* Begin GIVEN MATERIAL *

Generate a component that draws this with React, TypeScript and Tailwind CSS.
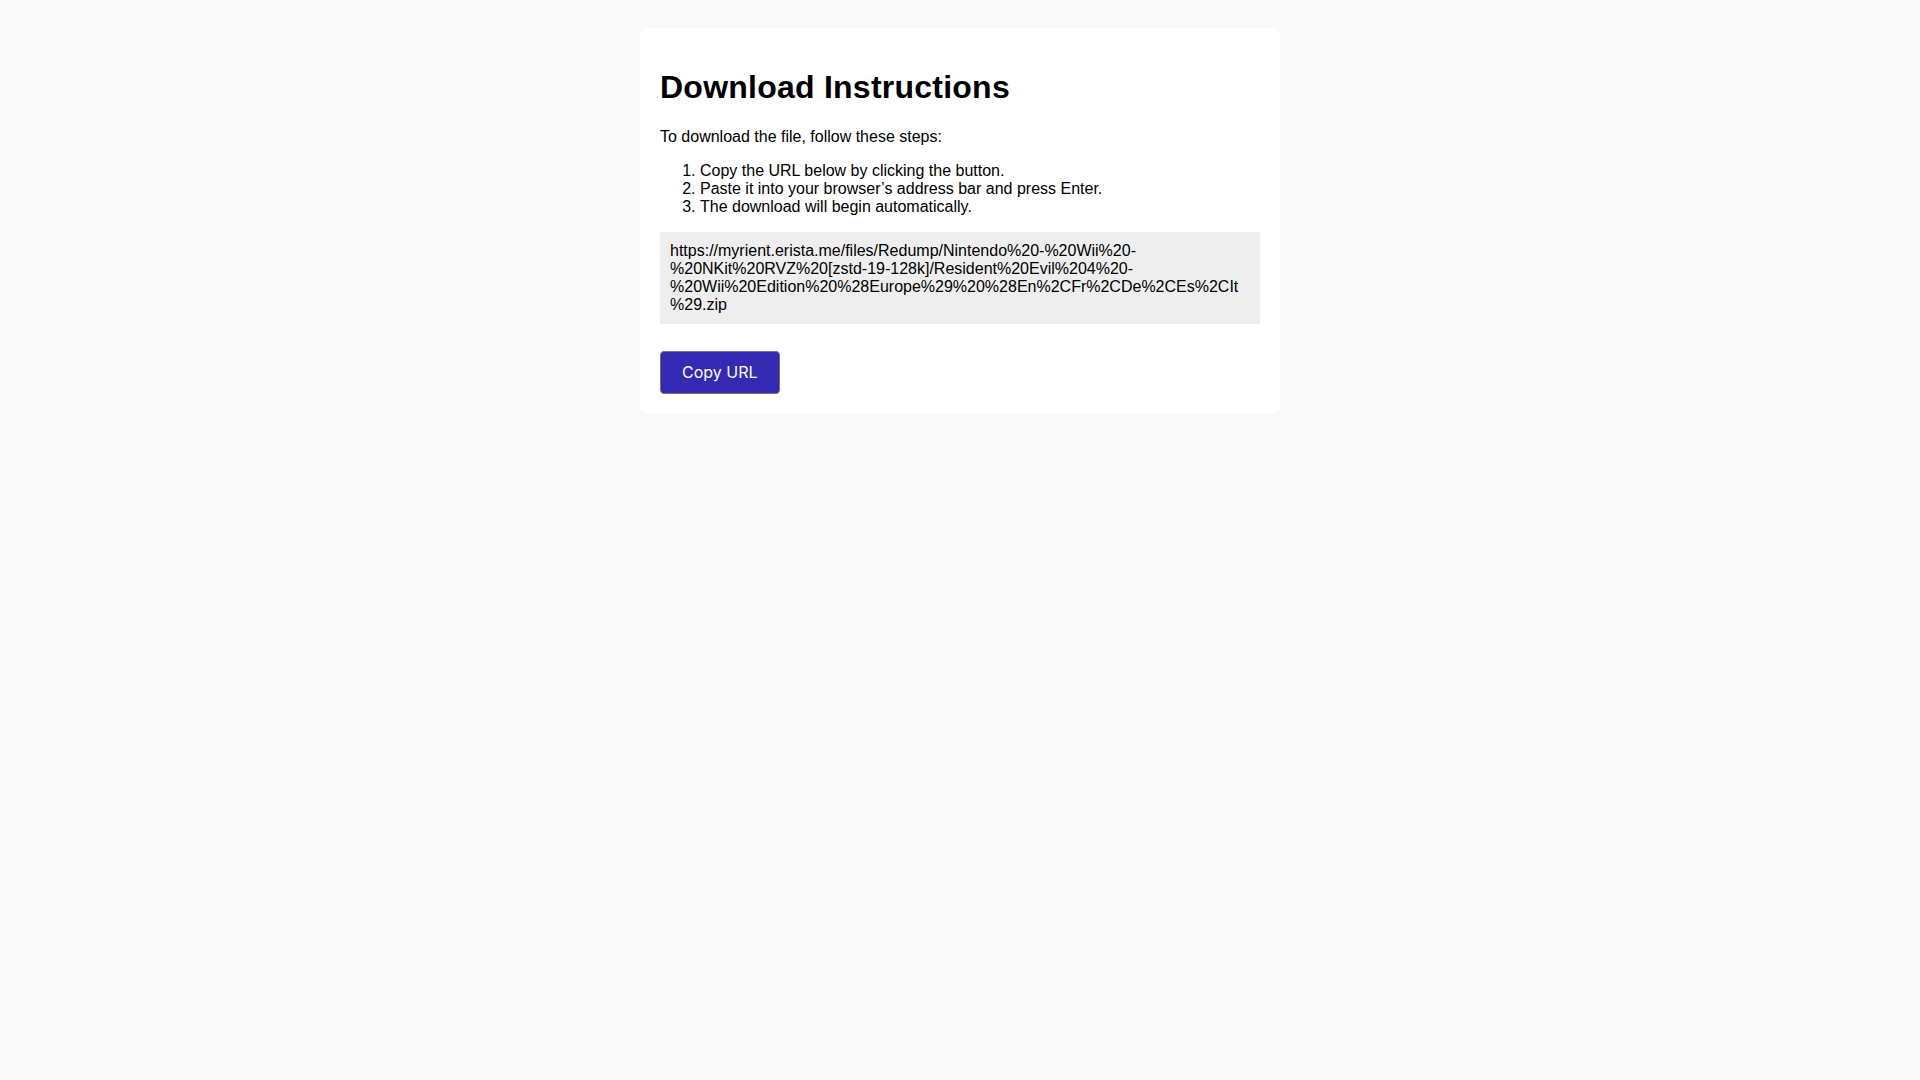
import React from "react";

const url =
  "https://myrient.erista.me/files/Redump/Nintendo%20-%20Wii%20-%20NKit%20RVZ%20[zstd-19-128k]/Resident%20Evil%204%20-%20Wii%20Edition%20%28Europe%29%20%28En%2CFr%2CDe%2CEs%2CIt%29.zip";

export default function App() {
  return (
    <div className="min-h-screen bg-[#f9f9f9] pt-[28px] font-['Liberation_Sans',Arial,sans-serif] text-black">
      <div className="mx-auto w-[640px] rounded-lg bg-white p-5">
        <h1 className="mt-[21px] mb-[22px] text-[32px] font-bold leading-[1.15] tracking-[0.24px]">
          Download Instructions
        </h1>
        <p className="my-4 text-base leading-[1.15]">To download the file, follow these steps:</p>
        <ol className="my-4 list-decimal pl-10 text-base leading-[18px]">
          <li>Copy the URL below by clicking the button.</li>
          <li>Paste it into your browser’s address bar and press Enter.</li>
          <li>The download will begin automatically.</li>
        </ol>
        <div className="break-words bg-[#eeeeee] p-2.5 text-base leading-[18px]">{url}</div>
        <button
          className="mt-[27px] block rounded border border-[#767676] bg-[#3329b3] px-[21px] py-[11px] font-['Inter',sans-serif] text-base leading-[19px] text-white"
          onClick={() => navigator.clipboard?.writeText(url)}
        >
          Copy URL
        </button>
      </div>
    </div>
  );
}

* End GIVEN MATERIAL *

# STATED PROBLEM
Repeat the material above in full and exactly, apart from the pictures.

# WORKED ANSWER
Generate a component that draws this with React, TypeScript and Tailwind CSS.
import React from "react";

const url =
  "https://myrient.erista.me/files/Redump/Nintendo%20-%20Wii%20-%20NKit%20RVZ%20[zstd-19-128k]/Resident%20Evil%204%20-%20Wii%20Edition%20%28Europe%29%20%28En%2CFr%2CDe%2CEs%2CIt%29.zip";

export default function App() {
  return (
    <div className="min-h-screen bg-[#f9f9f9] pt-[28px] font-['Liberation_Sans',Arial,sans-serif] text-black">
      <div className="mx-auto w-[640px] rounded-lg bg-white p-5">
        <h1 className="mt-[21px] mb-[22px] text-[32px] font-bold leading-[1.15] tracking-[0.24px]">
          Download Instructions
        </h1>
        <p className="my-4 text-base leading-[1.15]">To download the file, follow these steps:</p>
        <ol className="my-4 list-decimal pl-10 text-base leading-[18px]">
          <li>Copy the URL below by clicking the button.</li>
          <li>Paste it into your browser’s address bar and press Enter.</li>
          <li>The download will begin automatically.</li>
        </ol>
        <div className="break-words bg-[#eeeeee] p-2.5 text-base leading-[18px]">{url}</div>
        <button
          className="mt-[27px] block rounded border border-[#767676] bg-[#3329b3] px-[21px] py-[11px] font-['Inter',sans-serif] text-base leading-[19px] text-white"
          onClick={() => navigator.clipboard?.writeText(url)}
        >
          Copy URL
        </button>
      </div>
    </div>
  );
}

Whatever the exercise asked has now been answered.